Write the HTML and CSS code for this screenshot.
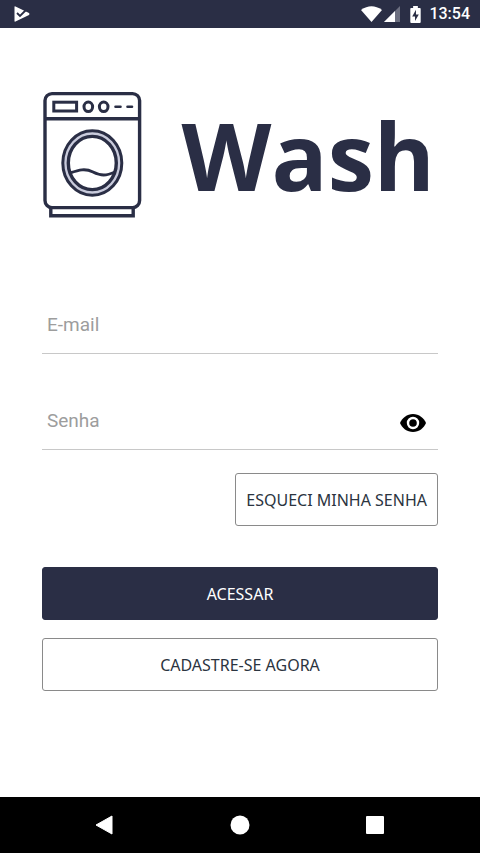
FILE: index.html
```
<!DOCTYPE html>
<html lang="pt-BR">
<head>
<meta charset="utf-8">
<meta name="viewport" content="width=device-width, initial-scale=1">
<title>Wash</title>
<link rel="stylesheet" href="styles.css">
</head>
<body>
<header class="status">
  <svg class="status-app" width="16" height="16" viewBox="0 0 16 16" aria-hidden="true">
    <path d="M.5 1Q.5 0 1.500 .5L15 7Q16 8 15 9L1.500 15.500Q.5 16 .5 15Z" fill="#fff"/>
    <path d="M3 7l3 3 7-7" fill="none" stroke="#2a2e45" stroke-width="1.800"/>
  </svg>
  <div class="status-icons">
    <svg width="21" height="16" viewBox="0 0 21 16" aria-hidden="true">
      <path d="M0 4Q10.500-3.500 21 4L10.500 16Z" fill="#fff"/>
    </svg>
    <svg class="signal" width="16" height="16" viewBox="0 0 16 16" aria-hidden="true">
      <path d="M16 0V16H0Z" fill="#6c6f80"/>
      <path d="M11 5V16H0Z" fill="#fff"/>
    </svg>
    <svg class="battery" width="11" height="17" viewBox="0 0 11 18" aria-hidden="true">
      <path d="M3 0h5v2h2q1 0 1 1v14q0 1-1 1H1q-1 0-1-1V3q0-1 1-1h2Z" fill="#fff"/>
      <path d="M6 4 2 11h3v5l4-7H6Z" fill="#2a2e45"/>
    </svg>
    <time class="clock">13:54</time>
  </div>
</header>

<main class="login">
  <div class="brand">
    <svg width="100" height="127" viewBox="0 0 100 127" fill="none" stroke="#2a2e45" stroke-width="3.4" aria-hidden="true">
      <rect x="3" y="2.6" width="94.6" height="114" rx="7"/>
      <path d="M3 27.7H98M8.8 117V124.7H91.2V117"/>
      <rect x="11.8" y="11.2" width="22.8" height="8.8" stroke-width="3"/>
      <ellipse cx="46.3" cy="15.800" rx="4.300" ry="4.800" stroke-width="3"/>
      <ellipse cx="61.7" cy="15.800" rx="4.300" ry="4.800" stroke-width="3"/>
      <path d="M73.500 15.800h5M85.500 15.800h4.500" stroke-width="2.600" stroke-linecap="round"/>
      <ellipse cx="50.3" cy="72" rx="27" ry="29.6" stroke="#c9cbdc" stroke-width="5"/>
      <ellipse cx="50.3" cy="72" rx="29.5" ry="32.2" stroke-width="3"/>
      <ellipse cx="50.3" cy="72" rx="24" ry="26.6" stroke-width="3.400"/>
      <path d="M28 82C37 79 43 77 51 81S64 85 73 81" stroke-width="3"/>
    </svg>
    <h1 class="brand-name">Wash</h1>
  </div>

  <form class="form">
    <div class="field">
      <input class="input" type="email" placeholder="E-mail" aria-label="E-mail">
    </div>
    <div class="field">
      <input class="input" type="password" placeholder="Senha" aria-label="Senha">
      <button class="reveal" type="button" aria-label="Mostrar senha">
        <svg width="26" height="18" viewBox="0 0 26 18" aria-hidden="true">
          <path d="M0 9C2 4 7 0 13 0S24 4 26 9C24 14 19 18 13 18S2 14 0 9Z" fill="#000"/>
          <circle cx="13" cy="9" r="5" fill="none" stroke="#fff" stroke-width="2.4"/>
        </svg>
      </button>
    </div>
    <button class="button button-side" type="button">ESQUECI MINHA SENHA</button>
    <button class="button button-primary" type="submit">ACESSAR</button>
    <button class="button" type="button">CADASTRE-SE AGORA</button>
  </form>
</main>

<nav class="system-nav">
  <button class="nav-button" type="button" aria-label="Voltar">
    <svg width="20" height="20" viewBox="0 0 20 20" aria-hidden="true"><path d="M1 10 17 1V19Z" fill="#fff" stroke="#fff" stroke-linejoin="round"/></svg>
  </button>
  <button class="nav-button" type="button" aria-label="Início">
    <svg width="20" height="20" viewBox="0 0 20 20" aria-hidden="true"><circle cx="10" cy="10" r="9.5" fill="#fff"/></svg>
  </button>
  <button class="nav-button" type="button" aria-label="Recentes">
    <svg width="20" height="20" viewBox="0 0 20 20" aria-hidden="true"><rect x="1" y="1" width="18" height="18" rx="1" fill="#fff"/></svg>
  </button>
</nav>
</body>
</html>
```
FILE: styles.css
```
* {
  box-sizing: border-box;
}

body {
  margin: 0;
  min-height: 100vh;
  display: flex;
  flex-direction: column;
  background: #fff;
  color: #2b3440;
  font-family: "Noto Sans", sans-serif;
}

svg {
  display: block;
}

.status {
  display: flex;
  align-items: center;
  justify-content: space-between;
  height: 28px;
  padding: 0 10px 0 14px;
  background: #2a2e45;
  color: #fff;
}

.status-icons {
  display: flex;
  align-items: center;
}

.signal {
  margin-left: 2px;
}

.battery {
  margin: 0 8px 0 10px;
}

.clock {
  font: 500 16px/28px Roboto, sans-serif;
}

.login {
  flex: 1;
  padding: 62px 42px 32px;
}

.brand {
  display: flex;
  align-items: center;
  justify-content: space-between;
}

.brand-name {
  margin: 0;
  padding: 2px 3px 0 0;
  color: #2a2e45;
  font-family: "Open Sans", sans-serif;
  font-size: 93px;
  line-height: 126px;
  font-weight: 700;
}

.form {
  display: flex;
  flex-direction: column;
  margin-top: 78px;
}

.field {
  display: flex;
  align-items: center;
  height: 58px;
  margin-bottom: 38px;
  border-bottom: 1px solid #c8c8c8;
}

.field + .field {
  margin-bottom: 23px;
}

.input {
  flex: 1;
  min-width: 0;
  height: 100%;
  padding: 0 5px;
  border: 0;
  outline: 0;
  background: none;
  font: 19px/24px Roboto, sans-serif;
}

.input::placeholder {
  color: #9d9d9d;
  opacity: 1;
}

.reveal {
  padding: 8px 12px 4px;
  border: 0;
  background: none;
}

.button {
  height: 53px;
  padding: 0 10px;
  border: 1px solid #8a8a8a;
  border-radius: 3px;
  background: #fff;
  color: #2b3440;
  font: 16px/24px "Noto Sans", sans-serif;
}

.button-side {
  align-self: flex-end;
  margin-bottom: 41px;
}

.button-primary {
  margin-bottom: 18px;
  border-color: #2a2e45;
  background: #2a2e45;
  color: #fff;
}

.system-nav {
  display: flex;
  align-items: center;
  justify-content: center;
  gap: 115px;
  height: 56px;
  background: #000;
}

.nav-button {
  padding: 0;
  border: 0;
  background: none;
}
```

================

_What to do:_
Retype everything in the material word for word, minus pictures.

_Result for this task:_
Write the HTML and CSS code for this screenshot.
FILE: index.html
```
<!DOCTYPE html>
<html lang="pt-BR">
<head>
<meta charset="utf-8">
<meta name="viewport" content="width=device-width, initial-scale=1">
<title>Wash</title>
<link rel="stylesheet" href="styles.css">
</head>
<body>
<header class="status">
  <svg class="status-app" width="16" height="16" viewBox="0 0 16 16" aria-hidden="true">
    <path d="M.5 1Q.5 0 1.500 .5L15 7Q16 8 15 9L1.500 15.500Q.5 16 .5 15Z" fill="#fff"/>
    <path d="M3 7l3 3 7-7" fill="none" stroke="#2a2e45" stroke-width="1.800"/>
  </svg>
  <div class="status-icons">
    <svg width="21" height="16" viewBox="0 0 21 16" aria-hidden="true">
      <path d="M0 4Q10.500-3.500 21 4L10.500 16Z" fill="#fff"/>
    </svg>
    <svg class="signal" width="16" height="16" viewBox="0 0 16 16" aria-hidden="true">
      <path d="M16 0V16H0Z" fill="#6c6f80"/>
      <path d="M11 5V16H0Z" fill="#fff"/>
    </svg>
    <svg class="battery" width="11" height="17" viewBox="0 0 11 18" aria-hidden="true">
      <path d="M3 0h5v2h2q1 0 1 1v14q0 1-1 1H1q-1 0-1-1V3q0-1 1-1h2Z" fill="#fff"/>
      <path d="M6 4 2 11h3v5l4-7H6Z" fill="#2a2e45"/>
    </svg>
    <time class="clock">13:54</time>
  </div>
</header>

<main class="login">
  <div class="brand">
    <svg width="100" height="127" viewBox="0 0 100 127" fill="none" stroke="#2a2e45" stroke-width="3.4" aria-hidden="true">
      <rect x="3" y="2.6" width="94.6" height="114" rx="7"/>
      <path d="M3 27.7H98M8.8 117V124.7H91.2V117"/>
      <rect x="11.8" y="11.2" width="22.8" height="8.8" stroke-width="3"/>
      <ellipse cx="46.3" cy="15.800" rx="4.300" ry="4.800" stroke-width="3"/>
      <ellipse cx="61.7" cy="15.800" rx="4.300" ry="4.800" stroke-width="3"/>
      <path d="M73.500 15.800h5M85.500 15.800h4.500" stroke-width="2.600" stroke-linecap="round"/>
      <ellipse cx="50.3" cy="72" rx="27" ry="29.6" stroke="#c9cbdc" stroke-width="5"/>
      <ellipse cx="50.3" cy="72" rx="29.5" ry="32.2" stroke-width="3"/>
      <ellipse cx="50.3" cy="72" rx="24" ry="26.6" stroke-width="3.400"/>
      <path d="M28 82C37 79 43 77 51 81S64 85 73 81" stroke-width="3"/>
    </svg>
    <h1 class="brand-name">Wash</h1>
  </div>

  <form class="form">
    <div class="field">
      <input class="input" type="email" placeholder="E-mail" aria-label="E-mail">
    </div>
    <div class="field">
      <input class="input" type="password" placeholder="Senha" aria-label="Senha">
      <button class="reveal" type="button" aria-label="Mostrar senha">
        <svg width="26" height="18" viewBox="0 0 26 18" aria-hidden="true">
          <path d="M0 9C2 4 7 0 13 0S24 4 26 9C24 14 19 18 13 18S2 14 0 9Z" fill="#000"/>
          <circle cx="13" cy="9" r="5" fill="none" stroke="#fff" stroke-width="2.4"/>
        </svg>
      </button>
    </div>
    <button class="button button-side" type="button">ESQUECI MINHA SENHA</button>
    <button class="button button-primary" type="submit">ACESSAR</button>
    <button class="button" type="button">CADASTRE-SE AGORA</button>
  </form>
</main>

<nav class="system-nav">
  <button class="nav-button" type="button" aria-label="Voltar">
    <svg width="20" height="20" viewBox="0 0 20 20" aria-hidden="true"><path d="M1 10 17 1V19Z" fill="#fff" stroke="#fff" stroke-linejoin="round"/></svg>
  </button>
  <button class="nav-button" type="button" aria-label="Início">
    <svg width="20" height="20" viewBox="0 0 20 20" aria-hidden="true"><circle cx="10" cy="10" r="9.5" fill="#fff"/></svg>
  </button>
  <button class="nav-button" type="button" aria-label="Recentes">
    <svg width="20" height="20" viewBox="0 0 20 20" aria-hidden="true"><rect x="1" y="1" width="18" height="18" rx="1" fill="#fff"/></svg>
  </button>
</nav>
</body>
</html>
```
FILE: styles.css
```
* {
  box-sizing: border-box;
}

body {
  margin: 0;
  min-height: 100vh;
  display: flex;
  flex-direction: column;
  background: #fff;
  color: #2b3440;
  font-family: "Noto Sans", sans-serif;
}

svg {
  display: block;
}

.status {
  display: flex;
  align-items: center;
  justify-content: space-between;
  height: 28px;
  padding: 0 10px 0 14px;
  background: #2a2e45;
  color: #fff;
}

.status-icons {
  display: flex;
  align-items: center;
}

.signal {
  margin-left: 2px;
}

.battery {
  margin: 0 8px 0 10px;
}

.clock {
  font: 500 16px/28px Roboto, sans-serif;
}

.login {
  flex: 1;
  padding: 62px 42px 32px;
}

.brand {
  display: flex;
  align-items: center;
  justify-content: space-between;
}

.brand-name {
  margin: 0;
  padding: 2px 3px 0 0;
  color: #2a2e45;
  font-family: "Open Sans", sans-serif;
  font-size: 93px;
  line-height: 126px;
  font-weight: 700;
}

.form {
  display: flex;
  flex-direction: column;
  margin-top: 78px;
}

.field {
  display: flex;
  align-items: center;
  height: 58px;
  margin-bottom: 38px;
  border-bottom: 1px solid #c8c8c8;
}

.field + .field {
  margin-bottom: 23px;
}

.input {
  flex: 1;
  min-width: 0;
  height: 100%;
  padding: 0 5px;
  border: 0;
  outline: 0;
  background: none;
  font: 19px/24px Roboto, sans-serif;
}

.input::placeholder {
  color: #9d9d9d;
  opacity: 1;
}

.reveal {
  padding: 8px 12px 4px;
  border: 0;
  background: none;
}

.button {
  height: 53px;
  padding: 0 10px;
  border: 1px solid #8a8a8a;
  border-radius: 3px;
  background: #fff;
  color: #2b3440;
  font: 16px/24px "Noto Sans", sans-serif;
}

.button-side {
  align-self: flex-end;
  margin-bottom: 41px;
}

.button-primary {
  margin-bottom: 18px;
  border-color: #2a2e45;
  background: #2a2e45;
  color: #fff;
}

.system-nav {
  display: flex;
  align-items: center;
  justify-content: center;
  gap: 115px;
  height: 56px;
  background: #000;
}

.nav-button {
  padding: 0;
  border: 0;
  background: none;
}
```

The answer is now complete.